Greens spokesperson for Healthy Oceans, Senator Peter Whish-Wilson says that the last-minute-to-midnight decision to close of the Macquarie Island Station just before the Antarctic Summer season is a worrying sign of the budget pressure facing the Australian Antarctic Division.

Senator Whish-Wilson said, “Successive budget cuts, year after year, to the Australian Antarctic Division has clearly led to some bases like Macquarie Island falling into disrepair and this will have contributed to them making a snap decision to close the base.

“If closure of this base was clearly on the table there should have been long and open consultation with all stakeholders about its future.

“Macquarie Island is part of Tasmania but the surrounding oceans are managed by the Commonwealth. Any change to the management and use of Macquarie Island should have been undertaken simultaneously with a review of the state and federal management plans.

"Australia has important world heritage committments to meet in this area and important collaborative research programs in the Southern Ocean, reducing our footprint in this pristine part of the planet sends the wrong message, especially on the back of the reputational damage inflicted by the recent process around CSIRO cuts"

“This closure also raises questions about the ongoing ability of the Tasmanian National Park Service to access and manage Macquarie Island and whether this is simply the Commonwealth passing the buck to the Tasmanian Government.
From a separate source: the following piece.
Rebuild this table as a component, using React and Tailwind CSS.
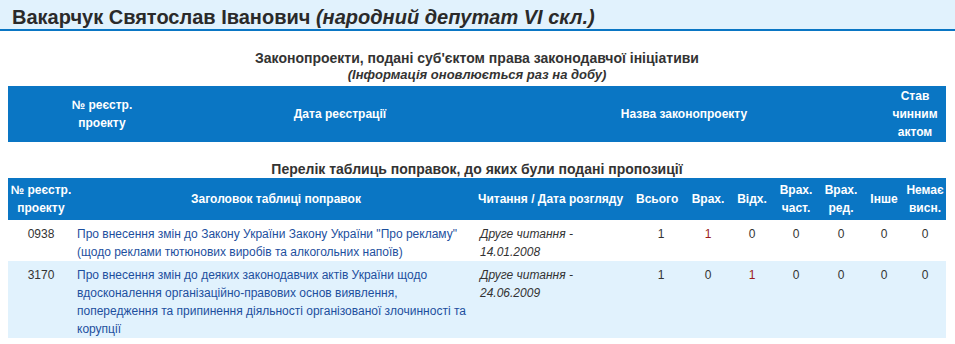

"We do not want to see a CSIRO cut-style decision making process leading to a catastrophic sequence of unforeseen consequences. There may be a number of international cooperative research programs put at risk by this decision.

“Right now, we do not know what the future management and access of Macquarie Island World Heritage Area looks like and we don’t know if there is sufficient budget to undertake the rehabilitation that may be needed. This sort of opaque decision-making about Australia’s Antarctic programs needs to stop,” he concluded.